### Problem description
In the listing that follows, how many lines contain "full"? Give the number only.
====== Source material
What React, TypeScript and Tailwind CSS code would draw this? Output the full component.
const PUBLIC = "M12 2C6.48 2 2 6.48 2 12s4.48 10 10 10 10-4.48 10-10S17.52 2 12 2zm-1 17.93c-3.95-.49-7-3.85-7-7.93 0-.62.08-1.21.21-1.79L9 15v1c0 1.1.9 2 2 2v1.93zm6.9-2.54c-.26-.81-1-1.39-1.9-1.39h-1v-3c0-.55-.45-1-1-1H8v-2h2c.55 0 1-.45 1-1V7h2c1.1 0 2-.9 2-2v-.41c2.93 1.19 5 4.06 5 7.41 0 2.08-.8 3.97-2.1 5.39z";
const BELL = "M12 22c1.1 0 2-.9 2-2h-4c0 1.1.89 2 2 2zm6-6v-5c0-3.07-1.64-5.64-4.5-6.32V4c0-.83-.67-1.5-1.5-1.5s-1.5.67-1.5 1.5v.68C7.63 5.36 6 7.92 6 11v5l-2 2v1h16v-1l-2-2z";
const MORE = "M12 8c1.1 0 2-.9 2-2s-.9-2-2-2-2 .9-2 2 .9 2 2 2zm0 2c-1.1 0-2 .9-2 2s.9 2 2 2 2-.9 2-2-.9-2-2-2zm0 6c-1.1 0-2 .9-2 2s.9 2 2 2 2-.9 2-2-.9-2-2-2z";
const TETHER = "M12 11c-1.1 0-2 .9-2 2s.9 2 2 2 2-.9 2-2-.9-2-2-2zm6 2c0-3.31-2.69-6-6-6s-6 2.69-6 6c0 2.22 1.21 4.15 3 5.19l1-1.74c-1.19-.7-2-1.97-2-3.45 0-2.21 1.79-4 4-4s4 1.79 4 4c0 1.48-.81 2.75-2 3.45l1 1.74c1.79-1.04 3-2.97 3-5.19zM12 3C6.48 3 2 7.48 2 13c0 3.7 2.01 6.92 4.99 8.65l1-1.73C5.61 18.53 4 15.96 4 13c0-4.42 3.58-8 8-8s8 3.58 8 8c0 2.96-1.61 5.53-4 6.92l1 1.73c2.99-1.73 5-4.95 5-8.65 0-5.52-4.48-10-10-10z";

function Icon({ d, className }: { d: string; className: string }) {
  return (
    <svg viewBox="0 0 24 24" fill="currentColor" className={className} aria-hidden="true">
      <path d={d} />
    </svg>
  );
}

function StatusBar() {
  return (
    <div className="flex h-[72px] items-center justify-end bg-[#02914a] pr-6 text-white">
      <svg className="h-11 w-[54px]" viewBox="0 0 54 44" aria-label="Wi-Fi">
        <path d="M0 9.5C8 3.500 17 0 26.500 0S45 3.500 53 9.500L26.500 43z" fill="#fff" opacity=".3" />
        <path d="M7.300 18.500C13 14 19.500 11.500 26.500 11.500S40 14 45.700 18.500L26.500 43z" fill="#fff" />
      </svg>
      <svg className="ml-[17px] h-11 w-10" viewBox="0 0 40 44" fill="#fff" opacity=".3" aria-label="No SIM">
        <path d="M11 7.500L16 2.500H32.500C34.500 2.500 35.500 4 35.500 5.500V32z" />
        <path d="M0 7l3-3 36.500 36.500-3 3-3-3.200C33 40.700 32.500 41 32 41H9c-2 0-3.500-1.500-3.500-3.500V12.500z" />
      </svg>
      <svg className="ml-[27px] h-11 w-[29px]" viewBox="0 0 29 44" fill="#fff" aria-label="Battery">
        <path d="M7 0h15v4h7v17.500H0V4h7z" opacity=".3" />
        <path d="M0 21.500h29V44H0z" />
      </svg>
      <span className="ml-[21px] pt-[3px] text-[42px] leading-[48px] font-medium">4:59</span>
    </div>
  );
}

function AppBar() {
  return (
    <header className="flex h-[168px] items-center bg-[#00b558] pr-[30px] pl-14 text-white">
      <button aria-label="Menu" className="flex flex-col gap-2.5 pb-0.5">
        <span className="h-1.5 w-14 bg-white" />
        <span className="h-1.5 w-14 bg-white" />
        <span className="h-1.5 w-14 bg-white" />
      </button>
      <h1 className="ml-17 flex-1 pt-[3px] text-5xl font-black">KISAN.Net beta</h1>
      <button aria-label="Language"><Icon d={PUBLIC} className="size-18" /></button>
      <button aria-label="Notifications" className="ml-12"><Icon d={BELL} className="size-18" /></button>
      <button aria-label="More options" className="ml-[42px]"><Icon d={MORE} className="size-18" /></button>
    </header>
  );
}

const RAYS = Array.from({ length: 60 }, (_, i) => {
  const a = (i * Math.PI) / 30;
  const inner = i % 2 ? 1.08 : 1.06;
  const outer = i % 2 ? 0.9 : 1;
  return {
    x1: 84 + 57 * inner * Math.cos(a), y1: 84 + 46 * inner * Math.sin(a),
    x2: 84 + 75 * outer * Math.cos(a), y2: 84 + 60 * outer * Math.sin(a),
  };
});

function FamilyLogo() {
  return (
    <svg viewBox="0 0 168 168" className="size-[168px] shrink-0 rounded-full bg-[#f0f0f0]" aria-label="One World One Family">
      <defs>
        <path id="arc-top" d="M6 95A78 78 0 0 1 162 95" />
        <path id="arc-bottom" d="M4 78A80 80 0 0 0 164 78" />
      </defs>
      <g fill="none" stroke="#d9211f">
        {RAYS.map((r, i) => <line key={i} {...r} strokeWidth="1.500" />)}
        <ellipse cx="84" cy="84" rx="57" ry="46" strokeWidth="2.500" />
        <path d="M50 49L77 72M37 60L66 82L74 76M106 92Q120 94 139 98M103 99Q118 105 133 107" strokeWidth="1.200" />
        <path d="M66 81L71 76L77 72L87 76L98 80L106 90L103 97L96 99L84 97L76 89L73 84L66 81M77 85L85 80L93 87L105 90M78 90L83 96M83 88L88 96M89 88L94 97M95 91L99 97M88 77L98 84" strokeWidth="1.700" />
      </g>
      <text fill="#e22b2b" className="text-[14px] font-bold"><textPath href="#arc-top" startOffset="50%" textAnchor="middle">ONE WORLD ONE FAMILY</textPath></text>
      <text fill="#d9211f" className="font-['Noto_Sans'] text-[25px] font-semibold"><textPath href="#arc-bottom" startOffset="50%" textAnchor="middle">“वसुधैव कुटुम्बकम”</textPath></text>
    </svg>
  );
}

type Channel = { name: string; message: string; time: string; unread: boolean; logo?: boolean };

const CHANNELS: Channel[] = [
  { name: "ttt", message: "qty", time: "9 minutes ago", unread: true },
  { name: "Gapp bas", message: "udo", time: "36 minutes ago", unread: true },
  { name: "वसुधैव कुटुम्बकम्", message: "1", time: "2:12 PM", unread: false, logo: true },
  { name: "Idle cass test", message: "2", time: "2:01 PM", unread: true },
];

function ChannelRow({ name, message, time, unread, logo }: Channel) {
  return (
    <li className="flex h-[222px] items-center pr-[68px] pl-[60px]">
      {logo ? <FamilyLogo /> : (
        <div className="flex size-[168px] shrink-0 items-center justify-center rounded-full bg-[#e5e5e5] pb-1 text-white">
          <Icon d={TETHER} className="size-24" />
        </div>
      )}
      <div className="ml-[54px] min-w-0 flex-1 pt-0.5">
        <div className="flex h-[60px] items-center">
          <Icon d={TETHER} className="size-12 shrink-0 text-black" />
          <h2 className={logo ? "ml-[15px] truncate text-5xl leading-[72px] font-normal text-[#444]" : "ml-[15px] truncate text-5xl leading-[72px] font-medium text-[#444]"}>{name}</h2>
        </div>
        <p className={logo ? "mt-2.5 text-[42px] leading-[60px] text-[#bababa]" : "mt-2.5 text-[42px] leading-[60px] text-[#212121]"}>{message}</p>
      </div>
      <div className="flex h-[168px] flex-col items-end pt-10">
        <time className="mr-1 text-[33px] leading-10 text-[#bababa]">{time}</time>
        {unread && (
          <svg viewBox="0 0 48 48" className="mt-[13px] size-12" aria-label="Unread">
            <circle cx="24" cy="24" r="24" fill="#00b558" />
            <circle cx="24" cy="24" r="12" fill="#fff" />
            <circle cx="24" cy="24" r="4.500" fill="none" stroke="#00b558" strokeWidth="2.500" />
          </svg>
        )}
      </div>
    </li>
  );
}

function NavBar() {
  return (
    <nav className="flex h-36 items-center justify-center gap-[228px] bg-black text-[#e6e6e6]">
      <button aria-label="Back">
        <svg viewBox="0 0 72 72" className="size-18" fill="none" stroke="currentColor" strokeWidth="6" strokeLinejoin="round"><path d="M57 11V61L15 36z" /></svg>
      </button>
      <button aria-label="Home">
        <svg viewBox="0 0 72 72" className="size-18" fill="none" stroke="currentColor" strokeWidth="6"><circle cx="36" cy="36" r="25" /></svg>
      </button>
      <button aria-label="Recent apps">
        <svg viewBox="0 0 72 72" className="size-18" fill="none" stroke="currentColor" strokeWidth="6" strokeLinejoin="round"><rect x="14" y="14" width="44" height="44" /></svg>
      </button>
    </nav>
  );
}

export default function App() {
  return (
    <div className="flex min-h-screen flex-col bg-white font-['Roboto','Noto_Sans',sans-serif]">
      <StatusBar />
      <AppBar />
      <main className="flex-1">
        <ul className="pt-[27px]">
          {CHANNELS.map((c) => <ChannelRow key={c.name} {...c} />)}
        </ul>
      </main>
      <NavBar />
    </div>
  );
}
============
### Response to this task
3